The big question: When I was a kid back it the 1980s there was a coin-op arcade hockey game called "Hat Trick." Each team had one skater and one goalie, and you had to control both of them at the same time which made it really confusing, because you'd be trying to make a save with your goaltender and after a while you'd realize your one skater was off humping the boards in the corner and then when you tried to get him back the goalie would move out of the way and the other team would score. Still, it was a fun game and the players left little lines on the ice when they skated which was really cool. But then the period would end and while you were looking for another quarter a Zamboni would come out onto the ice. Except it very clearly wasn't a Zamboni, it was a tank. Like, it didn't have a gun barrel, but it had a rotating turret that the driver sat in, and tracks instead of wheels, and it just kind of went back and forth instead of following the typical Zamboni pattern. What was the deal with that? What were they trying to say?

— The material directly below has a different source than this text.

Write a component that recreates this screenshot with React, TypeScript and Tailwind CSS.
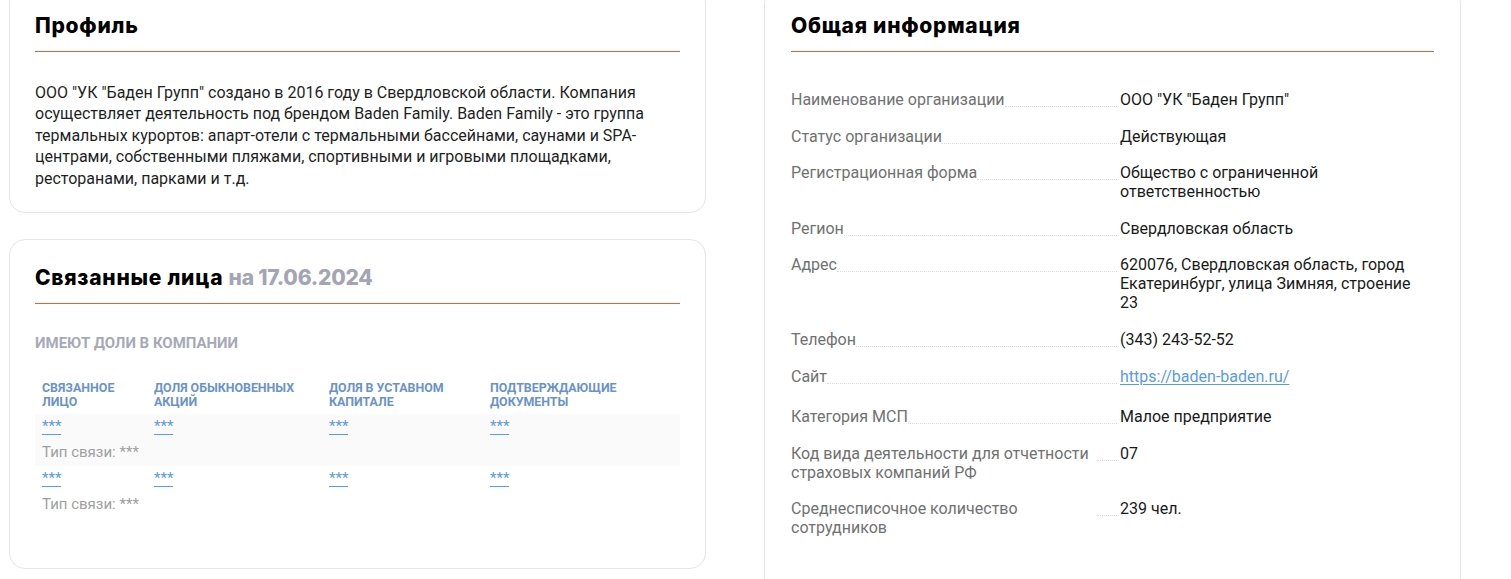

Anyway, I'm going to spend the next few days thinking about that, because I have a better chance of figuring it out than understanding anything about this Golden Knights season. Nothing matters.
Bandwagon-ability: It really depends on whether you can get past the whole expansion team thing. If you can, then between Fleury and all the redemption narratives and the goofy pre-game shows and the underdog story, they're kind of a no-brainer.
Head-to-head: The Golden Knights won both regular season matchups because of course they did.
A word about predictions: So far this postseason, these previews are 10-for-14. We've picked the Capitals to win each round, and been right every time. We've picked the Golden Knights to lose each round, and been wrong every time. We don't know anything because nobody knows anything because, one last time, nothing matters. But we've made it this far and you want a prediction, so here we go. Let's get crazy.
The prediction: Capitals in four. Once more unto the breach, dear friends, once more.
Bonus prediction that is oddly specific: Alexander Ovechkin scores the Stanley Cup-winning goal in overtime.